● **To be done**
Can you pull out each line of the data below that includes the word "screenshot"?

● **Extracted data**
----------------------------------------

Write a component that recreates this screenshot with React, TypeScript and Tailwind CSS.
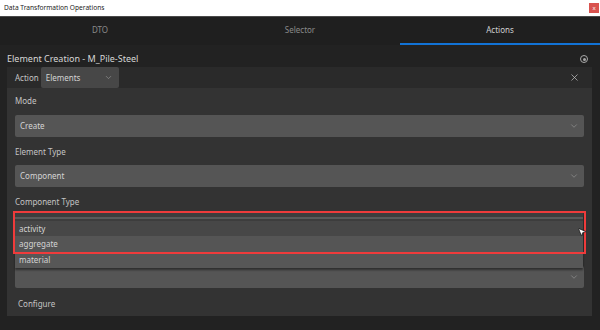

----------------------------------------

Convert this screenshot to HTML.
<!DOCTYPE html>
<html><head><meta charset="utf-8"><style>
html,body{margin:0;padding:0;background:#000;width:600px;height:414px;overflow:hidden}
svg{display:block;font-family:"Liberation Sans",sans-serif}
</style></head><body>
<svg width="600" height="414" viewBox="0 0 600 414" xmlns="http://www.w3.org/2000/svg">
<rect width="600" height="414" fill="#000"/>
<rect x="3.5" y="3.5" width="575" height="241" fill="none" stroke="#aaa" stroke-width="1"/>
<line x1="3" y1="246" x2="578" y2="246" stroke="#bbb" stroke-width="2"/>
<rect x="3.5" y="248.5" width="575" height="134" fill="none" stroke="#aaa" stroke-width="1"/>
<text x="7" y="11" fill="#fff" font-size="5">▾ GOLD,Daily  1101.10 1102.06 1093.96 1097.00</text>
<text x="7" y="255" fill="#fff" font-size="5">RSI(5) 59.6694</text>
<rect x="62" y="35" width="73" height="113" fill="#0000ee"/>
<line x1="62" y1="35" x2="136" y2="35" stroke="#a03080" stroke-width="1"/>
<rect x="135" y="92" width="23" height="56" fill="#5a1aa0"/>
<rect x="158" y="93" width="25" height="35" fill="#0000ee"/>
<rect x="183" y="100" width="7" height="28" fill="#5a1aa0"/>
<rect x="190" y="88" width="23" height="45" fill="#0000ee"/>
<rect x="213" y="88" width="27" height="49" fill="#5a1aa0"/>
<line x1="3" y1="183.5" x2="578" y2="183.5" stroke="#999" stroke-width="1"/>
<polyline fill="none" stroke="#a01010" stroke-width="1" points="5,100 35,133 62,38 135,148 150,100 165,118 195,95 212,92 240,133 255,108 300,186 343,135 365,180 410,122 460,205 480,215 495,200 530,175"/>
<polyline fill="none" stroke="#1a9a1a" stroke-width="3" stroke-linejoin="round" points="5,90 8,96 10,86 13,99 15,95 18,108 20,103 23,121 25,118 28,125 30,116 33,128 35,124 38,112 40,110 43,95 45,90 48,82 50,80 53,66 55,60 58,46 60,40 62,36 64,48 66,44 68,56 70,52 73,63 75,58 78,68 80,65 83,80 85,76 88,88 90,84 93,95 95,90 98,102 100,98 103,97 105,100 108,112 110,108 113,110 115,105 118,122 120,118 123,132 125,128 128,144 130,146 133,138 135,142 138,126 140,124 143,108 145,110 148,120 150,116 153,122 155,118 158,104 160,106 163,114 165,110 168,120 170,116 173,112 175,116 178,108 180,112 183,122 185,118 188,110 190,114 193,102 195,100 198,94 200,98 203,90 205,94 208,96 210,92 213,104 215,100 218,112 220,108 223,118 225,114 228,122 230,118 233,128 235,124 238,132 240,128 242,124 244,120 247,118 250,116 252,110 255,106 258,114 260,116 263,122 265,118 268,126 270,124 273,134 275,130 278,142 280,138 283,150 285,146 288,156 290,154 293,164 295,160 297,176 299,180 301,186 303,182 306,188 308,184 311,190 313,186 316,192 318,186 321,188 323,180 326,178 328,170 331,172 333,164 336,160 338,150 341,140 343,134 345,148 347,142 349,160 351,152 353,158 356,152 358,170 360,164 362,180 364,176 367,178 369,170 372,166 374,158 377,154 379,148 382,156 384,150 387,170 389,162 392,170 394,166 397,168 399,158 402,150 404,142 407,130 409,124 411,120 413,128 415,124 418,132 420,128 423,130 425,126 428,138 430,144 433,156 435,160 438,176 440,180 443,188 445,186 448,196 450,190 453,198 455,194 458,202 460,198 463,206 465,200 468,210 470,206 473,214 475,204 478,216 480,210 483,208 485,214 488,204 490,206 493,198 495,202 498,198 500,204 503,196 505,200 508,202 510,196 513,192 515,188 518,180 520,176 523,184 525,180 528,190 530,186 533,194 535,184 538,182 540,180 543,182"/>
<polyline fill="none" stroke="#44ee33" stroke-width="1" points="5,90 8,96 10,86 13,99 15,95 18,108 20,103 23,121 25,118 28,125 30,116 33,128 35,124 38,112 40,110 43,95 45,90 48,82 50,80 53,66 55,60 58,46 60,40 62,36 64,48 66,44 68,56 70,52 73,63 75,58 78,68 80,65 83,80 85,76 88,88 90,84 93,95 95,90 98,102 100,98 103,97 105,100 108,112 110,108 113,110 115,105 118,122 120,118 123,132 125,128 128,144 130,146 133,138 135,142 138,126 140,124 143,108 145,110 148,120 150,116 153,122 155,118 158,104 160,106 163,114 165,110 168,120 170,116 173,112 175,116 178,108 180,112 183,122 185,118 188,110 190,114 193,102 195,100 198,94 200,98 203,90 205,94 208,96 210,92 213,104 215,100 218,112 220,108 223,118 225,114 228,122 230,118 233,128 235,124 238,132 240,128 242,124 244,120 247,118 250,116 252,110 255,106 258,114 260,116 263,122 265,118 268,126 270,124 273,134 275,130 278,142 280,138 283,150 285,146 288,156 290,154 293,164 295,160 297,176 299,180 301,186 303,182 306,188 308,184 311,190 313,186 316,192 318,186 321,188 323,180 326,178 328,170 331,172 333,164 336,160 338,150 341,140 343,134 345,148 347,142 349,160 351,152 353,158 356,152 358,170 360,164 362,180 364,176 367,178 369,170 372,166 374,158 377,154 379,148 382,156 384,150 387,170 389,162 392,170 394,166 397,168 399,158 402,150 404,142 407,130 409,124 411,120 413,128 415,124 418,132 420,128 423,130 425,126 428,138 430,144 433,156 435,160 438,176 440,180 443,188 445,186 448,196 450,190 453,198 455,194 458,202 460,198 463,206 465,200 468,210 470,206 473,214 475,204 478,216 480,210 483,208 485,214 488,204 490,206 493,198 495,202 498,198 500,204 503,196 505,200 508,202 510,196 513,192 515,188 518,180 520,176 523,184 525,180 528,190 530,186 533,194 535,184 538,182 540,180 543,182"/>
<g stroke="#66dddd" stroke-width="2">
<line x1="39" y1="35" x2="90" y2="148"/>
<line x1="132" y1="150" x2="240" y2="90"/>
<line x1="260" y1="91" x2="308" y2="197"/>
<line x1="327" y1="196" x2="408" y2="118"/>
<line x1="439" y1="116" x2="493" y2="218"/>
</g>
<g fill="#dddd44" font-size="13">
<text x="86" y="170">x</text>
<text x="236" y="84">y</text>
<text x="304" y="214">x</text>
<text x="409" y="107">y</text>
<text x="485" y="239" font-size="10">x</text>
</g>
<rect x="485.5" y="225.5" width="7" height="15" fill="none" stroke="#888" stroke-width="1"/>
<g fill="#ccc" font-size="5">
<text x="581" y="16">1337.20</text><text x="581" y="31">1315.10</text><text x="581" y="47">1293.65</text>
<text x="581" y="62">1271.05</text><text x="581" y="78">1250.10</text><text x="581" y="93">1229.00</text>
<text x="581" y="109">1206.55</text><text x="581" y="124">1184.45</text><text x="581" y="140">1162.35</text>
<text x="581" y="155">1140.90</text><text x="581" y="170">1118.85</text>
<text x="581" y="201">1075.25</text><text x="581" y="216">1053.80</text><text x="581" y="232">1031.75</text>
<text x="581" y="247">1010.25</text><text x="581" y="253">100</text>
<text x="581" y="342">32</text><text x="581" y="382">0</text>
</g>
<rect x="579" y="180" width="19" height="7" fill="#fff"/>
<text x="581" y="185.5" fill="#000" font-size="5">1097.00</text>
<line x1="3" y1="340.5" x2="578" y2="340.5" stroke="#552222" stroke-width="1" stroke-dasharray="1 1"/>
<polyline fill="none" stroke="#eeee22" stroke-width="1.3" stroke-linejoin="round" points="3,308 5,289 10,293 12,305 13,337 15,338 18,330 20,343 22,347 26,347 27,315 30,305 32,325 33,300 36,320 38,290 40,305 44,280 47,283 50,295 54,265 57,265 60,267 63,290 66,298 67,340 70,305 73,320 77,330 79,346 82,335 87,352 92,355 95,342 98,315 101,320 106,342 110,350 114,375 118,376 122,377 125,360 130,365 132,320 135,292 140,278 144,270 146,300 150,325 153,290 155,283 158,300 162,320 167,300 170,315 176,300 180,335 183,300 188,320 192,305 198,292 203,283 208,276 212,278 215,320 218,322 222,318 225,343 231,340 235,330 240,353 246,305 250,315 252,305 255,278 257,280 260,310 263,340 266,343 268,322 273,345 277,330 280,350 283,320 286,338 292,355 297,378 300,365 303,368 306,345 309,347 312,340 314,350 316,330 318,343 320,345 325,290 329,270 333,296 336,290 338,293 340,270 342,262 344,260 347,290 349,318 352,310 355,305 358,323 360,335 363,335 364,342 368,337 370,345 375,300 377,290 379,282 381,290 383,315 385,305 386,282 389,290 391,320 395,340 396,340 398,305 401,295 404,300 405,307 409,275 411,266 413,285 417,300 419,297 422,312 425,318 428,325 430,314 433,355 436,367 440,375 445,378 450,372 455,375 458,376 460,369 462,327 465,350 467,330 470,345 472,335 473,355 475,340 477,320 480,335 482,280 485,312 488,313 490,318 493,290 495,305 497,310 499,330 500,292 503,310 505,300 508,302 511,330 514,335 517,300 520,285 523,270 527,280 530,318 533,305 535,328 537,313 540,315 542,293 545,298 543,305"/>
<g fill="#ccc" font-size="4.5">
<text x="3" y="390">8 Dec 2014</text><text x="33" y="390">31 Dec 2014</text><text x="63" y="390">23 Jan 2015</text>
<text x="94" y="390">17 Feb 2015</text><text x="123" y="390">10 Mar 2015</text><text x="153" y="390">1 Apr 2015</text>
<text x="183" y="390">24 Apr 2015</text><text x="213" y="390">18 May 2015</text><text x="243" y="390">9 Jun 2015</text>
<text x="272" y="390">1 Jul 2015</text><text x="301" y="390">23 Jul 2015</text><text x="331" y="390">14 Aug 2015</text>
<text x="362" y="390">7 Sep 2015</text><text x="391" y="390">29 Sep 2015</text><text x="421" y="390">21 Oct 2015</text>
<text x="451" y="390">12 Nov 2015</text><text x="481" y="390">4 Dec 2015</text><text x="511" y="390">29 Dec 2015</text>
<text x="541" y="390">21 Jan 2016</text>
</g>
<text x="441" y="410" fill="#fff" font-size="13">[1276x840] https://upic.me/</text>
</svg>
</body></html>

----------------------------------------

● **Correct output**
Write a component that recreates this screenshot with React, TypeScript and Tailwind CSS.
Convert this screenshot to HTML.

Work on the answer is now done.